There were many attempts at the Naga settlement. “Men of great eminence and credibility like Jai Prakash Narayan (the Michael Scott Peace Mission) did their best. It is very unfortunate that those missions failed. I do not regret that. What I regret is that we described the Shillong Accord as the last document of peace which it was not. We should have made an honest attempt to negotiate with the Nagas instead of working for and depending on the Shillong Accord for so long,” he declares.

Kaushal also regrets that India did not make a serious attempt to settle the Naga issue with Phizo. “If only Phizo had not gone out of India or returned in time, I think we could have negotiated and solved this problem — just as we did with Laldenga,” he says.

But does not New Delhi have the reputation of going back on its promises' Had he not resigned as the Prime Minister’s emissary to the Naga peace talks because of this'

Kaushal surprisingly defends the government. “I am not important, the spirit of the dialogue is. And that has continued. Let us not forget that this problem has been there for the last 55 years. You can’t rush through these negotiations. I don’t think the pace could have been any faster. That the process has continued during the tenure of different Prime Ministers shows that it is an honest process.”

Kaushal admits that there are some difficult issues to be tackled in the negotiations. About the NSCN proposal for the integration of the Naga-inhabited areas of the Northeast, he says: “I have always maintained that the demand for Greater Nagaland is not anti-national. After all, is Maharashtra not demanding that Dharwar in Karnataka should be merged with it' Is Punjab not demanding Chandigarh and is Haryana not demanding the merger of Ferozepur and Abohar with it' Are these anti-national demands' In fact, the Constitution itself permits such disputes to be agitated before the Supreme Court.”

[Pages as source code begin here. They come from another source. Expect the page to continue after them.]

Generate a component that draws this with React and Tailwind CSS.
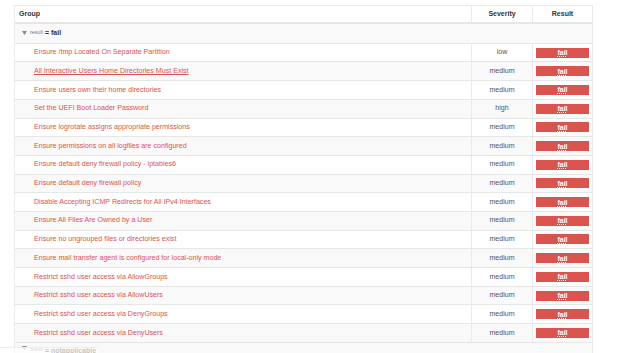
import React from "react";

const rows = [
  ["Ensure /tmp Located On Separate Partition", "low"],
  ["All Interactive Users Home Directories Must Exist", "medium", true],
  ["Ensure users own their home directories", "medium"],
  ["Set the UEFI Boot Loader Password", "high"],
  ["Ensure logrotate assigns appropriate permissions", "medium"],
  ["Ensure permissions on all logfiles are configured", "medium"],
  ["Ensure default deny firewall policy - iptables6", "medium"],
  ["Ensure default deny firewall policy", "medium"],
  ["Disable Accepting ICMP Redirects for All IPv4 Interfaces", "medium"],
  ["Ensure All Files Are Owned by a User", "medium"],
  ["Ensure no ungrouped files or directories exist", "medium"],
  ["Ensure mail transfer agent is configured for local-only mode", "medium"],
  ["Restrict sshd user access via AllowGroups", "medium"],
  ["Restrict sshd user access via AllowUsers", "medium"],
  ["Restrict sshd user access via DenyGroups", "medium"],
  ["Restrict sshd user access via DenyUsers", "medium"],
];

function Caret() {
  return (
    <svg width="5" height="4" viewBox="0 0 5 4" className="mr-[3px]">
      <path d="M0 0 L5 0 L2.5 4 Z" fill="#888" />
    </svg>
  );
}

export default function App() {
  return (
    <div
      className="relative w-[624px] h-[353px] overflow-hidden bg-white pt-[5px] pl-[14px]"
      style={{ fontFamily: '"Liberation Sans", Arial, sans-serif' }}
    >
      <div className="w-[579px] border-x border-t border-[#eaeaea]">
        <div className="grid grid-cols-[456px_61px_60px] h-[18px] border-b-2 border-[#e6e6e6] text-[7px] font-bold text-[#333]">
          <div className="flex items-center pl-[4px]">Group</div>
          <div className="flex items-center justify-center border-l border-[#eaeaea]">Severity</div>
          <div className="flex items-center justify-center border-l border-[#eaeaea]">Result</div>
        </div>
        <div className="h-[18.75px] bg-[#f9f9f9] flex items-center pl-[7px]">
          <Caret />
          <span className="text-[5.3px] text-[#777]">result</span>
          <span className="text-[7px] font-bold text-[#333] ml-[2px]">= fail</span>
        </div>
        {rows.map(([name, sev, hover], i) => (
          <div
            key={i}
            className={
              "grid grid-cols-[456px_61px_60px] h-[18.7px] border-t border-[#e6e6e6] " +
              (i % 2 === 1 ? "bg-[#f9f9f9]" : "bg-white")
            }
          >
            <div className="flex items-center pl-[19px] text-[7.1px] text-[#d9534f]">
              <span className={hover ? "underline" : ""}>{name}</span>
            </div>
            <div className="flex items-center justify-center border-l border-[#eaeaea] text-[7.1px] text-[#555555]">
              {sev}
            </div>
            <div className="flex items-center justify-center border-l border-[#eaeaea]">
              <div className="w-[53px] h-[10px] bg-[#d9534f] flex items-center justify-center">
                <span className="text-[7px] font-bold text-white underline decoration-dotted decoration-[0.5px] underline-offset-1 leading-none">
                  fail
                </span>
              </div>
            </div>
          </div>
        ))}
        <div className="h-[18.75px] border-t border-[#e6e6e6] bg-[#f9f9f9] flex items-start pt-[3px] pl-[7px]">
          <Caret />
          <span className="text-[5.3px] text-[#777]">result</span>
          <span className="text-[7px] font-bold text-[#333] ml-[2px]">= notapplicable</span>
        </div>
      </div>
      <div className="absolute left-0 top-[347px] w-[98px] h-[10px] bg-white/70 border-t border-[#eee]" />
    </div>
  );
}
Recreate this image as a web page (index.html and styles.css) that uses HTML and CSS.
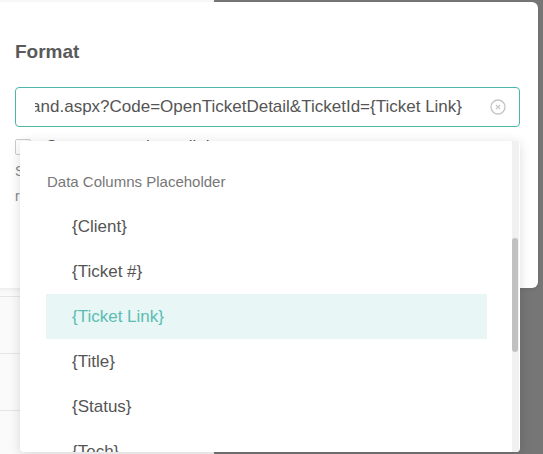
FILE: index.html
```html
<!DOCTYPE html>
<html lang="en">
  <head>
    <meta charset="UTF-8" />
    <meta name="viewport" content="width=device-width, initial-scale=1.0" />
    <title>Format Link</title>
    <link rel="stylesheet" href="styles.css">
  </head>
  <body>
    <div class="page">
      <div class="page-top"></div>
      <div class="row"></div>
      <div class="row"></div>
      <div class="row"></div>
    </div>

    <div class="modal">
      <h2 class="modal-title">Format</h2>
      <div class="field">
        <div class="field-value">
          <span>https://support.example.com/Command.aspx?Code=OpenTicketDetail&amp;TicketId={Ticket Link}</span>
        </div>
        <span class="clear-btn">
          <svg width="16" height="16" viewBox="0 0 16 16">
            <circle cx="8" cy="8" r="7" fill="none" stroke="#c4c4c4" stroke-width="1.3" />
            <path d="M5.9 5.9 L10.1 10.1 M10.1 5.9 L5.9 10.1" stroke="#c4c4c4" stroke-width="1.3" />
          </svg>
        </span>
      </div>
      <label class="check">
        <span class="check-box"></span>
        Convert as a hyperlink
      </label>
      <p class="help">
        Select a data column to insert it as a placeholder,<br />
        replaced with the value of each ticket.
      </p>
    </div>

    <div class="dropdown">
      <div class="group">
        <div class="group-title">Data Columns Placeholder</div>
        <div class="option">{Client}</div>
        <div class="option">{Ticket #}</div>
        <div class="option active">{Ticket Link}</div>
        <div class="option">{Title}</div>
        <div class="option">{Status}</div>
        <div class="option">{Tech}</div>
        <div class="option">{Due Date}</div>
      </div>
      <div class="scrollbar"><div class="thumb"></div></div>
    </div>
  </body>
</html>
```

FILE: styles.css
```css
body {
  font-family: "Liberation Sans", Arial, sans-serif;
  background-color: #767676;
  margin: 0;
  height: 454px;
  overflow: hidden;
  position: relative;
}
.page {
  width: 214px;
  height: 454px;
  background: #fafafa;
}
.page-top {
  height: 296px;
  border-bottom: 1px solid #e6e6e6;
}
.row {
  height: 56px;
  border-bottom: 1px solid #e6e6e6;
}
.modal {
  position: absolute;
  left: -10px;
  top: 2px;
  width: 548px;
  height: 286px;
  box-sizing: border-box;
  padding: 0 18px 0 25px;
  background: #fff;
  border-radius: 6px;
  box-shadow: 0 1px 4px rgba(0, 0, 0, 0.08);
}
.modal-title {
  margin: 38px 0 0;
  font-size: 19px;
  font-weight: bold;
  color: #5a5a5a;
  line-height: 24px;
}
.field {
  margin-top: 23px;
  height: 40px;
  box-sizing: border-box;
  border: 1px solid #4db6ab;
  border-radius: 4px;
  display: flex;
  align-items: center;
  padding: 0 13px 0 19px;
}
.field-value {
  flex: 1;
  display: flex;
  justify-content: flex-end;
  overflow: hidden;
  white-space: nowrap;
  font-size: 17px;
  color: #555;
  padding-right: 28px;
}
.clear-btn {
  display: flex;
}
.check {
  display: flex;
  align-items: center;
  gap: 14px;
  margin-top: 10px;
  font-size: 17px;
  color: #555;
}
.check-box {
  width: 14px;
  height: 14px;
  border: 1px solid #ccc;
  border-radius: 2px;
}
.help {
  margin: 2px 0 0;
  font-size: 14px;
  line-height: 25px;
  color: #888;
}
.dropdown {
  position: absolute;
  left: 20px;
  top: 141px;
  width: 500px;
  height: 311px;
  background: #fff;
  border-radius: 4px;
  box-shadow: 0 2px 12px rgba(0, 0, 0, 0.14);
  overflow: hidden;
}
.group {
  padding: 18px 33px 0 26px;
}
.group-title {
  height: 45px;
  line-height: 45px;
  padding-left: 1px;
  font-size: 15px;
  color: #777;
}
.option {
  height: 45px;
  line-height: 45px;
  padding-left: 26px;
  font-size: 17px;
  color: #555;
}
.option.active {
  background: #e8f6f5;
  color: #5bbdb2;
}
.scrollbar {
  position: absolute;
  right: 1px;
  top: 0;
  width: 7px;
  height: 100%;
  background: #f1f1f1;
}
.thumb {
  margin-top: 97px;
  width: 6px;
  height: 114px;
  border-radius: 3px;
  background: #c1c1c1;
}
```
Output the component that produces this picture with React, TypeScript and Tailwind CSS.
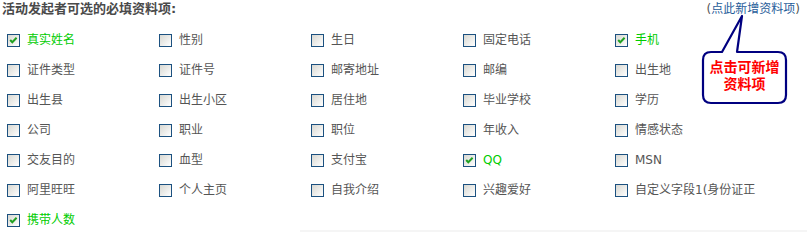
import React from "react";

const items: { label: string; checked?: boolean }[] = [
  { label: "真实姓名", checked: true },
  { label: "性别" },
  { label: "生日" },
  { label: "固定电话" },
  { label: "手机", checked: true },
  { label: "证件类型" },
  { label: "证件号" },
  { label: "邮寄地址" },
  { label: "邮编" },
  { label: "出生地" },
  { label: "出生县" },
  { label: "出生小区" },
  { label: "居住地" },
  { label: "毕业学校" },
  { label: "学历" },
  { label: "公司" },
  { label: "职业" },
  { label: "职位" },
  { label: "年收入" },
  { label: "情感状态" },
  { label: "交友目的" },
  { label: "血型" },
  { label: "支付宝" },
  { label: "QQ", checked: true },
  { label: "MSN" },
  { label: "阿里旺旺" },
  { label: "个人主页" },
  { label: "自我介绍" },
  { label: "兴趣爱好" },
  { label: "自定义字段1(身份证正" },
  { label: "携带人数", checked: true },
];

function Box({ checked }: { checked?: boolean }) {
  return (
    <span className="flex h-[13px] w-[13px] shrink-0 items-center justify-center border border-[#1c5180] bg-linear-to-br from-[#d8d8d2] to-white">
      {checked && (
        <svg width="11" height="11" viewBox="0 0 11 11">
          <path d="M2.2 5 L4.3 7.2 L8.6 2.8" fill="none" stroke="#21a121" strokeWidth="2" />
        </svg>
      )}
    </span>
  );
}

export default function App() {
  return (
    <div
      className="relative h-[232px] w-[807px] overflow-hidden bg-white text-[12px] text-[#555]"
      style={{ fontFamily: '"DejaVu Sans","Noto Sans CJK SC",sans-serif' }}
    >
      <div className="flex h-[25px] items-start justify-between pl-[2px] pr-[7px] pt-[1px] leading-[16px]">
        <span className="text-[13px] font-bold text-[#4a4a4a]">活动发起者可选的必填资料项:</span>
        <span className="text-[#555]">
          (<span className="text-[#1f5c99]">点此新增资料项</span>)
        </span>
      </div>
      <div className="grid auto-rows-[30px] grid-cols-[repeat(5,152px)] pl-[7px]">
        {items.map((it, i) => (
          <div key={i} className="flex items-center gap-[7px] overflow-hidden whitespace-nowrap pr-[4px]">
            <Box checked={it.checked} />
            <span className={it.checked ? "text-[#00cc00]" : "text-[#555]"}>{it.label}</span>
          </div>
        ))}
      </div>
      <div className="-mt-[5px] ml-[300px] h-[3px] bg-[#f5f5f5]" />

      <div className="absolute left-[700px] top-[14px] h-[92px] w-[90px]">
        <svg width="90" height="92" viewBox="0 0 90 92" className="absolute left-0 top-0">
          <path
            d="M11 38 L22 38 L42 2 L37 38 L78 38 Q86 38 86 46 L86 81 Q86 89 78 89 L11 89 Q3 89 3 81 L3 46 Q3 38 11 38 Z"
            fill="white"
            stroke="#000080"
            strokeWidth="2.2"
            strokeLinejoin="round"
          />
        </svg>
        <div className="absolute left-[3px] top-[45px] w-[83px] text-center text-[14px] font-bold leading-[17px] text-[#ff0000]">
          点击可新增
          <br />
          资料项
        </div>
      </div>
    </div>
  );
}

As for the question of preserving the cultural and national identity of the Nagas, Kaushal argues that such protection exists for all ethnic groups in the Northeast. “We can give the Nagas something better than sovereignty. Were not Ukraine and Belarus in the erstwhile Soviet Union sovereign' They had separate seats in the UN. But when they did not have the powers of even a state within the USA, what kind of sovereignty was it' What is important is a genuine democracy which empowers people and leads to their development rather than tokenism,” he argues.

Kaushal willing to go out on a limb, saying: “Mark my words — 18 months from now, you will see a peace accord with the Nagas provided the dialogue is kept going. There will be hiccups, the journey will be bumpy, but at the end of the day you will see light.”